Great Plains Studies, Center for

 

Date of this Version

Winter 2001

Citation

Great Plains Quarterly Vol. 21, No. 1, Winter 2001, pp. 88-89.

Comments

Copyright 2001 by the Center for Great Plains Studies, University of Nebraska-Lincoln

Abstract

Between 1951 and 1989, the Rocky Flats nuclear weapons plant northwest of Denver processed more than a hundred and fifty tons of plutonium while manufacturing more than 70,000 nuclear bombs as part of America's Cold War nuclear deterrence policy. In the name of national security, the bomb factory also provided good blue-collar jobs to more than 23,000 people during its operation and contributed millions of dollars to the Colorado economy. But at what cost? As author Len Ackland clearly suggests, Rocky Flats also created extremely unsafe working conditions for many of its employees and caused billion dollar damage to the environment. Further, the mismanagement of the plant by both the government and its contractors not only endangered the citizens of nearby Denver during several potentially catastrophic accidents but undermined the very democracy that the plant's operation was supposed to be protecting.

Making a Killing begins with a brief history of the area from its homestead days to the creation of the factory in 1951. It explains the Cold War context that created the need for the plutonium processing plant and shows how Colorado's leaders worked to get the plant sited there. The book then details the plant's day-to- day operation, its safety problems, labor force, and waste products. The study's watershed is clearly the Mother's Day fire of 1969, a narrowly-averted potentially Chernobyl-level disaster. Afterward, increasing environmental monitoring combined with the growing anti-nuclear movement to change the public image of Rocky Flats from a top-secret representation of national security to a symbol of corruption, war, and environmental devastation. This transformation climaxed with the unprecedented 1989 raid by members of the Federal Bureau of Investigation and the Environmental Protection Agency searching for Department of Energy documents showing wrongdoing. The effects of this inter-government raid converged with the simultaneous end of the Cold War to close Rocky Flats and begin a billion dollar clean-up.

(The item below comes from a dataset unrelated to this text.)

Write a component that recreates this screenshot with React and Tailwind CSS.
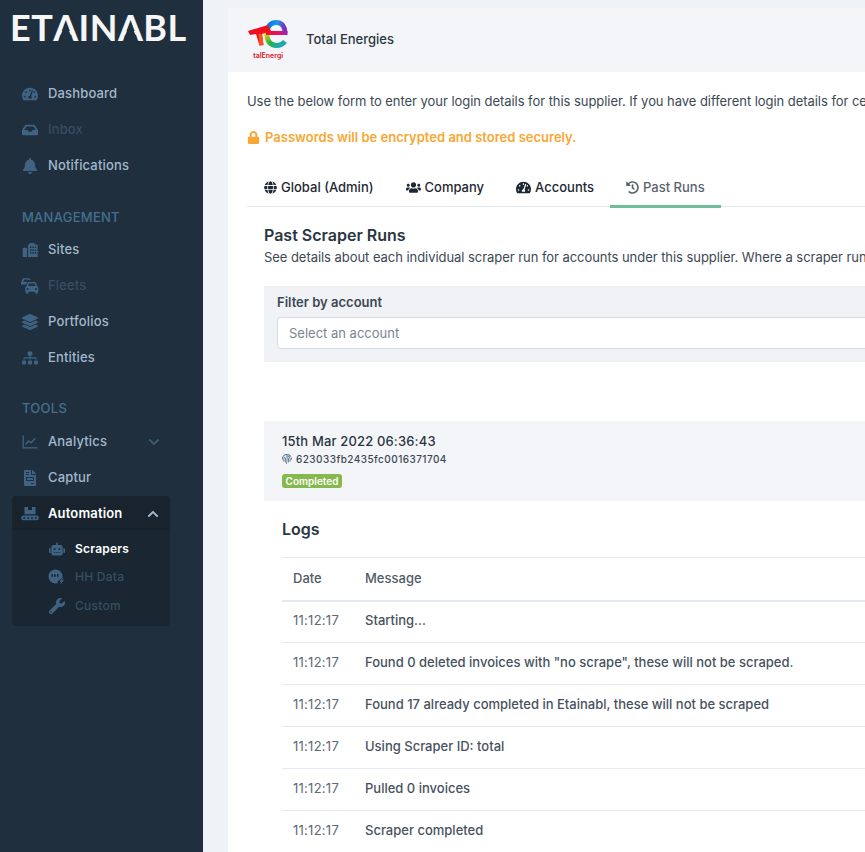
import React from "react";
import { FaTachometerAlt, FaInbox, FaBell, FaLayerGroup, FaSitemap, FaFileInvoice, FaRobot, FaWrench, FaGlobe, FaUsers, FaHistory, FaLock, FaFingerprint, FaChevronDown, FaChevronUp } from "react-icons/fa";

const City = () => (
  <svg viewBox="0 0 16 16" className="w-4 h-4" fill="currentColor">
    <path fillRule="evenodd" d="M6 2.5h1.5V1h5v1.5H15c.4 0 .7.3.7.7V15H6zM8 4.5v1.6h1.4V4.5zm2.4 0v1.6h1.4V4.5zm2.4 0v1.6h1.4V4.5zM8 7.3v1.6h1.4V7.3zm2.4 0v1.6h1.4V7.3zm2.4 0v1.6h1.4V7.3zM8 10.1v1.6h1.4v-1.6zm2.4 0v1.6h1.4v-1.6zm2.4 0v1.6h1.4v-1.6z" />
    <path d="M.7 6.5C.7 6 1 5.8 1.4 5.8H5V15H.7z" />
  </svg>
);
const Cars = () => (
  <svg viewBox="0 0 18 16" className="w-[18px] h-4" fill="currentColor">
    <path d="M0 6.4V4.6L1.2 1.4C1.5.6 2.2.2 3 .2h4.2c.8 0 1.5.4 1.8 1l.5 1H8L7.4 1.6H3.2L2.3 3.8h4.2L5 6.6 0 6.4z" />
    <path fillRule="evenodd" d="M5.4 8.2l1-3C6.7 4.4 7.4 4 8.2 4h5.2c.8 0 1.5.4 1.8 1.2l1 3c.7.3 1.2 1 1.2 1.8v3.8h-.6V15c0 .4-.3.8-.8.8h-1c-.4 0-.8-.4-.8-.8v-1.2H7.4V15c0 .4-.3.8-.8.8h-1c-.4 0-.8-.4-.8-.8v-1.2h-.6V10c0-.8.5-1.5 1.2-1.8zM7.2 8h7.2l-.8-2.4H8L7.2 8zm-.6 2a1 1 0 1 0 0 2 1 1 0 0 0 0-2zm8.4 0a1 1 0 1 0 0 2 1 1 0 0 0 0-2z" />
  </svg>
);
const Conveyor = () => (
  <svg viewBox="0 0 18 16" className="w-[18px] h-4" fill="currentColor">
    <path d="M3.5 1H7v3h4V1h3.5v7.2h-11z" />
    <path d="M2.5 9.5h13a2.4 2.4 0 0 1 0 4.8h-13a2.4 2.4 0 0 1 0-4.8z" />
    <g fill="#1a2732"><circle cx="3.2" cy="11.9" r="1" /><circle cx="7.2" cy="11.9" r="1" /><circle cx="11" cy="11.9" r="1" /><circle cx="14.8" cy="11.9" r="1" /></g>
  </svg>
);
const HHData = () => (
  <svg viewBox="0 0 18 16" className="w-[18px] h-4" fill="currentColor">
    <circle cx="7.5" cy="7.5" r="7" />
    <g fill="#1a2732"><rect x="3.4" y="5.2" width="1.6" height="2.6" /><rect x="6.2" y="5.2" width="1.6" height="2.6" /><rect x="9" y="5.2" width="1.6" height="2.6" /><path d="M16 7.5L9.5 12.5l1 3.5h3l4-7z" /></g>
    <path d="M14.8 8.4l-3.4 4h1.8l-1 3.2 3.8-4.4h-1.9l1.4-2.8z" />
  </svg>
);
const ChartLine = () => (
  <svg viewBox="0 0 16 16" className="w-4 h-4" fill="none" stroke="currentColor" strokeWidth="1.3">
    <path d="M1.2 1.5V13.8H15.5" />
    <path d="M3.5 10.5L6.5 7L9 8.8L13.5 4.2" />
  </svg>
);

const Row = ({ icon, label, dim, chevron }) => (
  <div className="flex items-center h-9 pl-[21px] pr-[43px]">
    <span className="w-[18px] flex justify-center text-[#3f6483] text-[16px]">{icon}</span>
    <span className={`ml-[9px] text-[13px] font-medium tracking-[0.012em] flex-1 ${dim ? "text-[#364e63]" : "text-[#a3b8cb]"}`}>{label}</span>
    {chevron}
  </div>
);
const Sub = ({ icon, label, dim }) => (
  <div className="flex items-center h-[28.5px] pl-[48px]">
    <span className="w-[18px] flex justify-center text-[#3f6483] text-[16px]">{icon}</span>
    <span className={`ml-[9px] text-xs tracking-[0.02em] ${dim ? "text-[#364e63] font-medium" : "text-white font-semibold"}`}>{label}</span>
  </div>
);
const Section = ({ children }) => (
  <div className="pl-[22px] text-[13px] font-medium leading-4 tracking-[0.02em] text-[#44708f]">{children}</div>
);

const LogoA = () => (
  <span className="relative inline-block">
    A
    <span className="absolute bottom-[7px] h-[17px] left-[6px] w-[13px] bg-[#1f2f3e] [clip-path:polygon(50%_0,100%_100%,0_100%)]" />
  </span>
);

const TotalLogo = () => (
  <div className="w-10 flex flex-col items-center">
    <svg viewBox="0 0 40 30" className="w-10 h-[30px]">
      <defs>
        <linearGradient id="eg1" x1="0" y1="0" x2="1" y2="0.2"><stop offset="0" stopColor="#0a6be0" /><stop offset="0.55" stopColor="#1a9be8" /><stop offset="1" stopColor="#7a2fc0" /></linearGradient>
        <linearGradient id="eg2" x1="0" y1="0" x2="1" y2="1"><stop offset="0" stopColor="#ffcf00" /><stop offset="0.5" stopColor="#25b04a" /><stop offset="1" stopColor="#19a6d8" /></linearGradient>
        <linearGradient id="eg3" x1="0" y1="0" x2="1" y2="0"><stop offset="0" stopColor="#f01020" /><stop offset="0.7" stopColor="#e0107a" /><stop offset="1" stopColor="#8a2dc0" /></linearGradient>
      </defs>
      <path d="M19 13C19 6 23 2.5 28.5 2.5C34 2.5 37 7 37 13" fill="none" stroke="url(#eg1)" strokeWidth="5" />
      <path d="M19 12C18 20 22 25.5 28.5 25.5C32 25.5 35 24 37 21.5" fill="none" stroke="url(#eg2)" strokeWidth="5" />
      <path d="M18 11H39.5V15H18z" fill="url(#eg3)" />
      <path d="M0 11L20 5L23 11L14 14L15.5 25L11.5 25.5L8 14L2 15z" fill="#ee0f1c" />
      <path d="M10.5 14L14 14L15.5 25L11.5 25.5z" fill="#f5531a" />
    </svg>
    <div className="w-[30px] mt-px h-[9px] overflow-hidden flex justify-center text-[7px] leading-[9px] font-semibold text-[#e3142b] whitespace-nowrap">TotalEnergies</div>
  </div>
);

const Tab = ({ icon, label, active }) => (
  <div className={`h-10 shrink-0 px-4 pt-[2px] flex items-center gap-[4px] text-[13px] font-medium border-b-[3px] ${active ? "border-[#6fbf9b] text-[#5a6470]" : "border-transparent text-[#1d2833]"}`}>
    <span className="text-[13px]">{icon}</span>
    {label}
  </div>
);

const logs = [
  "Starting...",
  'Found 0 deleted invoices with "no scrape", these will not be scraped.',
  "Found 17 already completed in Etainabl, these will not be scraped",
  "Using Scraper ID: total",
  "Pulled 0 invoices",
  "Scraper completed",
];

export default function App() {
  return (
    <div className="w-[865px] h-[852px] overflow-hidden flex bg-[#eff2f7] font-['Inter','Liberation_Sans',sans-serif]">
      <aside className="w-[203px] shrink-0 bg-[#1f2f3e]">
        <div className="h-[76px] pt-[8px] pl-[10px] text-[36px] leading-[38px] font-['Lato','Liberation_Sans',sans-serif] font-bold text-[#f6f6f6] tracking-[0.012em] whitespace-nowrap">ET<LogoA />IN<LogoA />BL</div>
        <Row icon={<FaTachometerAlt />} label="Dashboard" />
        <Row icon={<FaInbox />} label="Inbox" dim />
        <Row icon={<FaBell />} label="Notifications" />
        <div className="h-[25px]" />
        <Section>MANAGEMENT</Section>
        <div className="h-[7px]" />
        <Row icon={<City />} label="Sites" />
        <Row icon={<Cars />} label="Fleets" dim />
        <Row icon={<FaLayerGroup />} label="Portfolios" />
        <Row icon={<FaSitemap />} label="Entities" />
        <div className="h-[24px]" />
        <Section>TOOLS</Section>
        <div className="h-[8px]" />
        <Row icon={<ChartLine />} label="Analytics" chevron={<FaChevronDown className="text-[#3f5a70] text-[12px]" />} />
        <Row icon={<FaFileInvoice />} label="Captur" />
        <div className="ml-3 w-[158px] h-[130px] rounded bg-[#1a2732]">
          <div className="flex items-center h-[34px] pt-[2px] pl-[9px] pr-[11px] bg-[#18232d] rounded-t">
            <span className="w-[18px] flex justify-center text-[#3f6483]"><Conveyor /></span>
            <span className="ml-[9px] text-[13px] font-semibold tracking-[0.012em] text-white flex-1">Automation</span>
            <FaChevronUp className="text-[#a3b8cb] text-[12px]" />
          </div>
          <div className="pt-[5px] -ml-3">
            <Sub icon={<FaRobot />} label="Scrapers" />
            <div className="-mt-px"><Sub icon={<HHData />} label="HH Data" dim /></div>
            <div className="mt-[1px]"><Sub icon={<FaWrench />} label="Custom" dim /></div>
          </div>
        </div>
      </aside>

      <main className="pl-[25px] pt-2 shrink-0">
        <div className="w-[900px] bg-white rounded-t min-h-[900px]">
          <div className="h-16 bg-[#f3f5f9] rounded-t flex items-center pl-5">
            <TotalLogo />
            <div className="ml-[18px] text-[13px] font-medium text-[#2b3642]">Total Energies</div>
          </div>
          <div className="pl-[19px]">
            <p className="pt-[20px] text-[13px] leading-[18px] tracking-[-0.05px] text-[#3c4854] whitespace-nowrap">Use the below form to enter your login details for this supplier. If you have different login details for certain accounts</p>
            <p className="mt-[18px] flex items-center gap-[5px] text-[13px] leading-[18px] font-semibold text-[#f7a733]"><FaLock className="text-[13px]" />Passwords will be encrypted and stored securely.</p>
            <div className="mt-[22px] flex pl-px border-b border-[#e3e8f2] h-[39px]">
              <Tab icon={<FaGlobe />} label="Global (Admin)" />
              <Tab icon={<FaUsers className="text-[15px]" />} label="Company" />
              <Tab icon={<FaTachometerAlt className="text-[15px]" />} label="Accounts" />
              <Tab icon={<FaHistory />} label="Past Runs" active />
            </div>
            <div className="pl-[17px]">
              <h3 className="mt-[17px] text-[16px] leading-[22px] font-semibold text-[#2b3642]">Past Scraper Runs</h3>
              <p className="mt-[2px] text-[13px] leading-[18px] tracking-[-0.05px] text-[#3c4854] whitespace-nowrap">See details about each individual scraper run for accounts under this supplier. Where a scraper run has failed</p>
              <div className="mt-[20px] h-[76px] bg-[#f0f2f6] pl-[13px] pt-[7px]">
                <div className="text-[13px] leading-[18px] font-semibold text-[#3c4854]">Filter by account</div>
                <div className="mt-[6px] h-8 bg-white border border-[#d5dbe6] rounded flex items-center pt-[2px] pl-[11px] text-[13px] text-[#7a8591]">Select an account</div>
              </div>
              <div className="mt-[59px] h-[80px] bg-[#f3f5f9] pl-[18px] pt-[11px]">
                <div className="text-[13px] leading-[18px] font-medium tracking-[0.012em] text-[#2b3642]">15th Mar 2022 06:36:43</div>
                <div className="flex items-center gap-[4px] text-[10px] leading-[18px] font-medium tracking-[0.045em] text-[#3c4854]"><FaFingerprint className="text-[10px] text-[#5f7b8e]" />623033fb2435fc0016371704</div>
                <span className="mt-[6px] inline-block h-[14px] w-[60px] text-center rounded-[3px] bg-[#86b94c] text-[10px] leading-[14px] font-semibold text-white align-top">Completed</span>
              </div>
              <div className="pl-[18px]">
                <h4 className="mt-[16px] text-[16px] leading-[24px] font-semibold text-[#2b3642]">Logs</h4>
                <table className="mt-[16px] w-full border-collapse text-[13px]">
                  <thead>
                    <tr className="h-[43px] border-t border-b-2 border-[#e3e8f2] text-[#515c68]">
                      <th className="w-[83px] pl-[11px] text-left font-medium">Date</th>
                      <th className="text-left font-medium">Message</th>
                    </tr>
                  </thead>
                  <tbody>
                    {logs.map((m) => (
                      <tr key={m} className="h-[42px] border-b border-[#e3e8f2]">
                        <td className="pl-[11px] pb-[2px] tracking-[0.02em] text-[#5d6875]">11:12:17</td>
                        <td className="pb-[2px] font-medium text-[#47525e]">{m}</td>
                      </tr>
                    ))}
                  </tbody>
                </table>
              </div>
            </div>
          </div>
        </div>
      </main>
    </div>
  );
}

Making a Killing is a model for making sense of the Cold War Atomic West. It combines personal stories, excellent Cold War historical context, simplified technical explanations of complicated nuclear science, labor history, and corporate history into a compelling narrative. For Great Plains readers, seemingly removed from the Nuclear West except for the Pantex plant near Amarillo, Texas, this book should raise questions about how the nearby nuclear missile ranges, nuclear power plants, or possible radioactive waste dumps are being managed. Thus, Making a Killing should find its place not only alongside other recent atomic histories, but also next to the best books on understanding the American West of the last half-century.